Before we left the fort, we had a look inside the military chapel.

Catholic chapel within fort
The next event of the afternoon was a public condemnation. Just after we left the fort, a contingent of enactors streamed out the gate, portraying soldiers and a woman who was condemned for a crime. The group stopped on a rise above the town, and the local magistrate read, in both French and English, a decree which said that the woman had been tried for theft and found guilty. As they trooped on down the hill, the actress wailed, "Je suis si désolé. I am so sorry." I got some good video, but no snapshots. Later I got a good shot of the magistrate.

The Magistrate with his decree banishing the thief.
Then we strolled around town, exploring the old homes that were open. 

Modest home on Main Street

Prosperous home with flower garden

Visitors were fascinated by the sheep, geese and turkeys grazing in the yards. 

Sheep grazing in the yard.

Inside, costumed ladies gave demonstrations of 18th century skills, such as bobbin-lace making.

Winding bobbins for lace

Chatting about local history
The lunch service at the Hotel de la Marine was incredible: authentic, healthy, and quick. There was vegetable soup with clear broth; fresh, pan-fried haddock; roasted carrots and turnips; a tiny apple tart. Service was 18th-century style, which means pewter dishes, a napkin the size of a dishtowel, and only one large spoon to use for every dish (you use the handle to stir your tea). Seating was at tables for eight. We enjoyed talking to our table-mates, some from Alberta and later some from Michigan. 

On our way out we stopped by the Artillery Forge.

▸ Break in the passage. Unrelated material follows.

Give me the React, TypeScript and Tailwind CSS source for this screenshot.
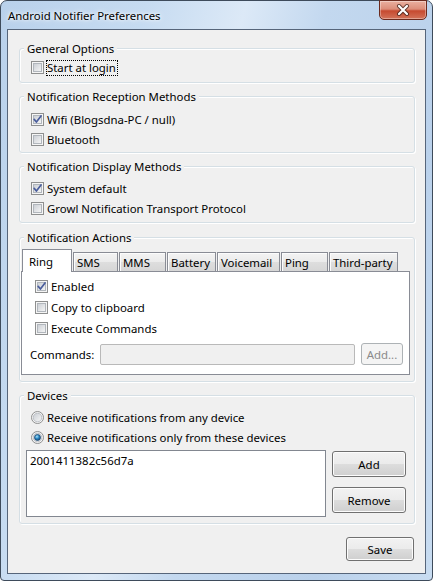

I especially enjoyed a demonstration by the blacksmith. He gave an interesting talk about the bellows used to intensify the heat in the forge, then he demonstrated the forging of an iron hook.

The blacksmith gave an interesting demonstration

We headed back to Baddeck about four o'clock. Near the turnoff for the Cabot Trail highway, Captain Dan decided to investigate the ferry at Englishtown, which he recalled from his map study. Thanks to a sun break, we enjoyed the rural scenery on the little road down there. The ferry crosses St. Anne's Harbour, an inlet from the Atlantic. Actually a spit of land crosses most of the distance and the ferry takes only six minutes to cover the remainder, using a cable for guidance and carrying about twenty cars per trip. We had fun watching and photographing the ferry, and the restless clouds.

The Englishtown Ferry
On the way back through town we returned to the Bell Buoy restaurant for our last meal in Baddeck. We enjoyed our last look at the harbor on the Bras d'Or lake in the pale sunset.